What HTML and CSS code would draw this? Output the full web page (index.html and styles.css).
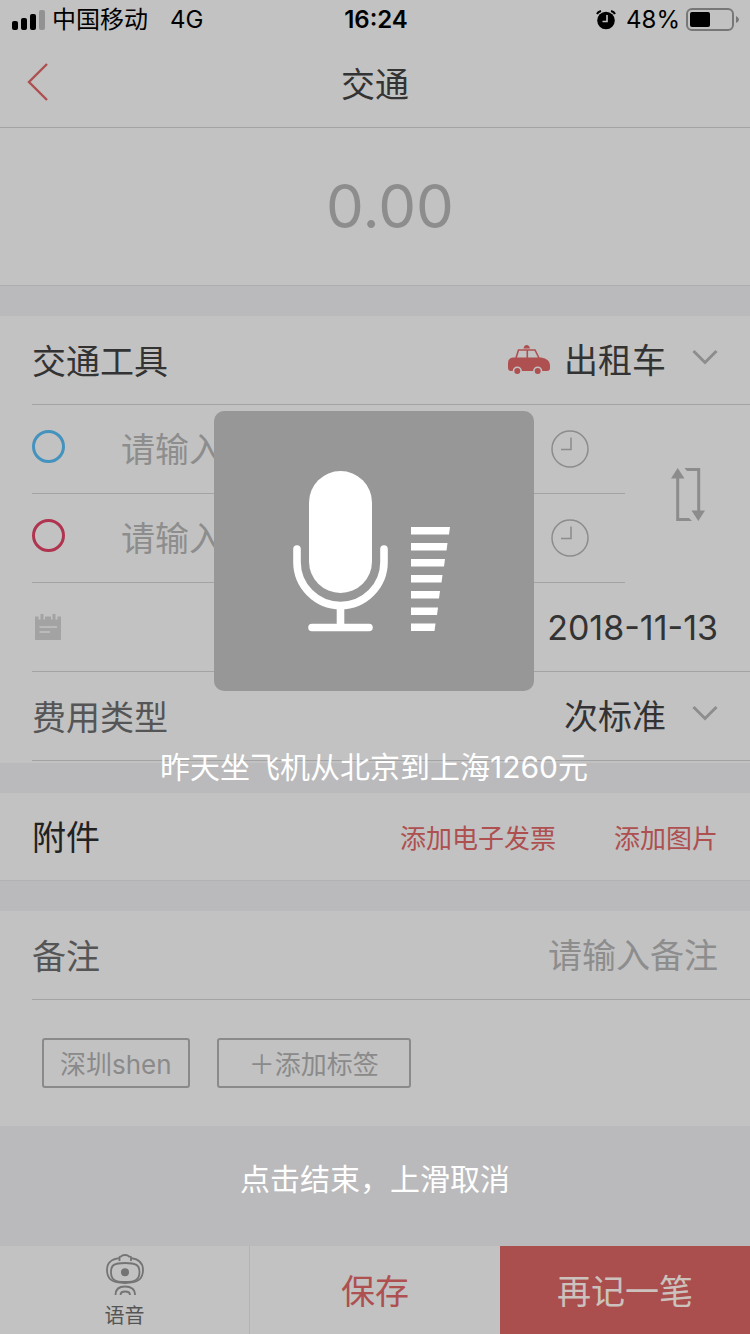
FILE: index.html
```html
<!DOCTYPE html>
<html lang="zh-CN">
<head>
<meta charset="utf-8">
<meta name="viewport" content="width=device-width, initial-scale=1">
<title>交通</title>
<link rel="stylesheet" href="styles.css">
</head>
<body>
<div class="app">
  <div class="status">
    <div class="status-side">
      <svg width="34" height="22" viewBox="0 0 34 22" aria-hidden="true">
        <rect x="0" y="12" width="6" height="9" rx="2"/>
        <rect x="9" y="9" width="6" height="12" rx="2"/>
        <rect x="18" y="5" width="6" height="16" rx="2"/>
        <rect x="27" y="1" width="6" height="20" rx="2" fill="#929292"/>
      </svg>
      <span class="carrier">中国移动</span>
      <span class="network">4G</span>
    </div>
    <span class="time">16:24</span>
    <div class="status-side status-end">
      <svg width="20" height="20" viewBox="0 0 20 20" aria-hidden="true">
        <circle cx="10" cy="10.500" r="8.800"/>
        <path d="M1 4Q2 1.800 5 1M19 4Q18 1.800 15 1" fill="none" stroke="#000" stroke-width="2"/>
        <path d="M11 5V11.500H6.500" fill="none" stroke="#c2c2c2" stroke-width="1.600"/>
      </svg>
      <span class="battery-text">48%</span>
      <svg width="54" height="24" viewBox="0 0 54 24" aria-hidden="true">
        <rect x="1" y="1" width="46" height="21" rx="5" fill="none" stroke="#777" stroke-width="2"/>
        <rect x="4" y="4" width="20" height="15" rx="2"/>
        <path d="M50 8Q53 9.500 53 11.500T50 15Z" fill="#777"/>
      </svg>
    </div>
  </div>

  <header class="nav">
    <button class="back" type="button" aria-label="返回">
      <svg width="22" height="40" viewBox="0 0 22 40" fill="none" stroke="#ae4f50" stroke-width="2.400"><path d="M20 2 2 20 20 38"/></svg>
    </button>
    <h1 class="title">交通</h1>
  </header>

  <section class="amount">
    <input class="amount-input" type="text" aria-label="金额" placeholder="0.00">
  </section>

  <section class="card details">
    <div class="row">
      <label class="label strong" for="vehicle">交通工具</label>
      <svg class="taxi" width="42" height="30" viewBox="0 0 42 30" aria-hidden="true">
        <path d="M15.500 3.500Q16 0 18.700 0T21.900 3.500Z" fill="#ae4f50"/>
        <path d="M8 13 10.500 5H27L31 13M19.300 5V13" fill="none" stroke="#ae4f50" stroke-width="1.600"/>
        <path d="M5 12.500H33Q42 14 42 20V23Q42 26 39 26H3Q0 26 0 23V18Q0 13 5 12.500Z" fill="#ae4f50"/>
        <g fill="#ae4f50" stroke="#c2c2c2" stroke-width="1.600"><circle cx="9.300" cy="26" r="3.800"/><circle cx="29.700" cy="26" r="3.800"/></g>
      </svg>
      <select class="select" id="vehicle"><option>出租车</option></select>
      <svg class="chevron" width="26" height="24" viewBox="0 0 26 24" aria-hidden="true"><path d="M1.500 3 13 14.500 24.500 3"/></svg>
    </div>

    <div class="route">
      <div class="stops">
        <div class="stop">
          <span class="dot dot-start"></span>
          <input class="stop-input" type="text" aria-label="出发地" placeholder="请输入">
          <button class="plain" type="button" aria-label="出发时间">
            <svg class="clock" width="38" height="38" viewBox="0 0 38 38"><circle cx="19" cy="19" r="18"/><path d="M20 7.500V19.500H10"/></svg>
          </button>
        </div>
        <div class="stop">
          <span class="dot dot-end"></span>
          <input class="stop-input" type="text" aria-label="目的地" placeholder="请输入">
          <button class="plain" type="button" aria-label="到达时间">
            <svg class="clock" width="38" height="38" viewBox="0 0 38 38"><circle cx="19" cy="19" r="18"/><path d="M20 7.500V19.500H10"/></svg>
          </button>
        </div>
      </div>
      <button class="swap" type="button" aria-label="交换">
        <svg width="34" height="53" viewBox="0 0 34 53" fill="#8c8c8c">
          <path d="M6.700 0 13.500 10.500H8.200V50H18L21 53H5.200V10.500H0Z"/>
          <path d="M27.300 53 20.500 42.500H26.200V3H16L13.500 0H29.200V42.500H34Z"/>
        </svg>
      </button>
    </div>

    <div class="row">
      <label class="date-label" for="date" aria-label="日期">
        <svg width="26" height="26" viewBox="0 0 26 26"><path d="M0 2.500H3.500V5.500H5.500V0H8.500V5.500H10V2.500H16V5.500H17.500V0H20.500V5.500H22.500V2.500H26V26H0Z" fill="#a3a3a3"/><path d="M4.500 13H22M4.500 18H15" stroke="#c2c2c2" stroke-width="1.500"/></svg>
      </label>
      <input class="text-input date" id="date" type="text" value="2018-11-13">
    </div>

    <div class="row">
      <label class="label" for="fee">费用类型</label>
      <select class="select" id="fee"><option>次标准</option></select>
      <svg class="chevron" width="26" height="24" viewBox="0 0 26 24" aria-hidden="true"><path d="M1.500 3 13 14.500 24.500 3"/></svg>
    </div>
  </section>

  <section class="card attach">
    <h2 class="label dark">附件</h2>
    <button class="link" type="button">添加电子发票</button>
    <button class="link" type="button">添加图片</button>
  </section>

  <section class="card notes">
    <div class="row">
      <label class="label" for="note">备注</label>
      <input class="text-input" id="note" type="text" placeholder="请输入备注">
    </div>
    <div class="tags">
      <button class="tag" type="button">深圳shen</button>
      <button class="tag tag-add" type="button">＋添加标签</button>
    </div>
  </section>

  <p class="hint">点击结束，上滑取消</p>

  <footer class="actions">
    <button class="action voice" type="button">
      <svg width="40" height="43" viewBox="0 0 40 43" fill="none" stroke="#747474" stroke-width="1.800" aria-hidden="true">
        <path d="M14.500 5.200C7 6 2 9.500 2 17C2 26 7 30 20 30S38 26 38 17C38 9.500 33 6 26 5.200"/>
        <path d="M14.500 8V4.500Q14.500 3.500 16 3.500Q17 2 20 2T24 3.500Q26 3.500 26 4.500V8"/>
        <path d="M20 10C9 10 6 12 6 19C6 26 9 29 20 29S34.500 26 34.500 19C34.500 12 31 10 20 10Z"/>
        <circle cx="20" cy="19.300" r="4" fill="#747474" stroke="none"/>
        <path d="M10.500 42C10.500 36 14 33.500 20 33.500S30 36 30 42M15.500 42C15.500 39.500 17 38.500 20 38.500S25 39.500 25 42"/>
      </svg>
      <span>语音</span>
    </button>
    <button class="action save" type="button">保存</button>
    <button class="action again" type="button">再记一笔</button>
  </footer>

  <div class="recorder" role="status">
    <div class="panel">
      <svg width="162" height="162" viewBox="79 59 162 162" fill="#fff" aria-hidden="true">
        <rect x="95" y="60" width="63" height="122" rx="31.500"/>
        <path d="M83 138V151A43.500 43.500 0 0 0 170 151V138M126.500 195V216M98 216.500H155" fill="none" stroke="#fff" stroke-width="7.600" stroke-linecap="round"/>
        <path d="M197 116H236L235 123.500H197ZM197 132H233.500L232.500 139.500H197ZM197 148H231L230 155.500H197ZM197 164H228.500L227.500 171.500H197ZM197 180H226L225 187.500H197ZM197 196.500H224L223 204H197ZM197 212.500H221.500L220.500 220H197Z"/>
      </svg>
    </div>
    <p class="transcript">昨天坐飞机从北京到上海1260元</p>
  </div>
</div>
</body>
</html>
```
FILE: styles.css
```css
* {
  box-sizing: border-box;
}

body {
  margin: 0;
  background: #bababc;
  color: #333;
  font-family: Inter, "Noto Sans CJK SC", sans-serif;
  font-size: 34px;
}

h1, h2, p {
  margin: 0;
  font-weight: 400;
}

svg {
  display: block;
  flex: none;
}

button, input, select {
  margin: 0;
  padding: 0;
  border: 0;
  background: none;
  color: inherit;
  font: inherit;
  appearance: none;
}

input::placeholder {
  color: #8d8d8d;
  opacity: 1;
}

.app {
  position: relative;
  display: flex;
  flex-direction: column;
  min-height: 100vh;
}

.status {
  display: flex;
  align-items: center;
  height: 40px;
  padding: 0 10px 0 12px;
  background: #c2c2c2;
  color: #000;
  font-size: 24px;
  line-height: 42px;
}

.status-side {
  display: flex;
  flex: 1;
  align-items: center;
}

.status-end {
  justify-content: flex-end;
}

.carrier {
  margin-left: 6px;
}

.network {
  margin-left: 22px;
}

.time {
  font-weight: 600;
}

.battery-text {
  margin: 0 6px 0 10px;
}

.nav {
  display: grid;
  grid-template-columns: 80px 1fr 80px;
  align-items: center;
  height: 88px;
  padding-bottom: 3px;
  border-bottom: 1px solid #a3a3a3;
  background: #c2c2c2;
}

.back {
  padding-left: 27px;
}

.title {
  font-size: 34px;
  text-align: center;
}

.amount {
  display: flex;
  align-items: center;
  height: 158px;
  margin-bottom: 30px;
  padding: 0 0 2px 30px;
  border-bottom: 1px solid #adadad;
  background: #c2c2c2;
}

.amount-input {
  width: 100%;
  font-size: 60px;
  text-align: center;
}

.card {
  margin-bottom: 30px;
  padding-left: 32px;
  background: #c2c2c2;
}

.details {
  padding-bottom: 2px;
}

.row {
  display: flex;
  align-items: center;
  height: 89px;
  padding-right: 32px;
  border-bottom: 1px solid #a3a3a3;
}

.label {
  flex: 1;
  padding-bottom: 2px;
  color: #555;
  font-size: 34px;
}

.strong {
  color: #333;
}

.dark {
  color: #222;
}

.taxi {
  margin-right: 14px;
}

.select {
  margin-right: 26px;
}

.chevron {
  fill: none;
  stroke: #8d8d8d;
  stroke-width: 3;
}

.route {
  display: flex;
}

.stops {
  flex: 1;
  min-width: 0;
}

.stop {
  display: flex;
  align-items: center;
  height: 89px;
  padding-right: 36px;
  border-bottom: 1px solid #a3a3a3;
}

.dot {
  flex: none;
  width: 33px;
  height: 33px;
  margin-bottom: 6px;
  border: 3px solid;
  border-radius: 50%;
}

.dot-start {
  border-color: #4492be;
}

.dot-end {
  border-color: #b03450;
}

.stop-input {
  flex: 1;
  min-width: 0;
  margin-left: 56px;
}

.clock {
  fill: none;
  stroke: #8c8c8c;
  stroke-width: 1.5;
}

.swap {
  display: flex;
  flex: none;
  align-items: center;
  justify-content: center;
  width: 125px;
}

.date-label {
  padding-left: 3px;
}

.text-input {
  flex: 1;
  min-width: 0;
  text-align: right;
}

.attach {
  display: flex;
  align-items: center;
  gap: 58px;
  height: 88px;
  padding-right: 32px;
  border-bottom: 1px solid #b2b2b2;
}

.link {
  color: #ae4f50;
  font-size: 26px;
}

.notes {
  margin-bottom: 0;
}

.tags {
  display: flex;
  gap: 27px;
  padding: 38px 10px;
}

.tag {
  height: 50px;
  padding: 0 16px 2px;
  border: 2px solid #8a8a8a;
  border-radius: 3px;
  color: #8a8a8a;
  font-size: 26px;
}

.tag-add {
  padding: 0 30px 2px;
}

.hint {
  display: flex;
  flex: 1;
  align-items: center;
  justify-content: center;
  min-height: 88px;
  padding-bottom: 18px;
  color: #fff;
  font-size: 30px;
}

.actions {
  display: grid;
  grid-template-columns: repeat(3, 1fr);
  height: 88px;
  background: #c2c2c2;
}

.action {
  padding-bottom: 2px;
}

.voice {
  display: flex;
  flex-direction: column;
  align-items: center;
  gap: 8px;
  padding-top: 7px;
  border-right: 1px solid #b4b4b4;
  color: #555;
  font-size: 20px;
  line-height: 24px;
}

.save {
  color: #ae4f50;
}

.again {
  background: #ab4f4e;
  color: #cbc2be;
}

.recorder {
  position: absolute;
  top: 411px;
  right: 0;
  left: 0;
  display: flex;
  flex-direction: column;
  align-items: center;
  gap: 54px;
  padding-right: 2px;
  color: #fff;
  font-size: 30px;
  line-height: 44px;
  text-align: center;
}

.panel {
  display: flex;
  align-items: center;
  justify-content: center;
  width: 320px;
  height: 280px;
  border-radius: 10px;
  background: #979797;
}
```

+ + + +

■ Task objective ■
Report the number of lines above containing the word "styles", with no other text.

■ Written response ■
3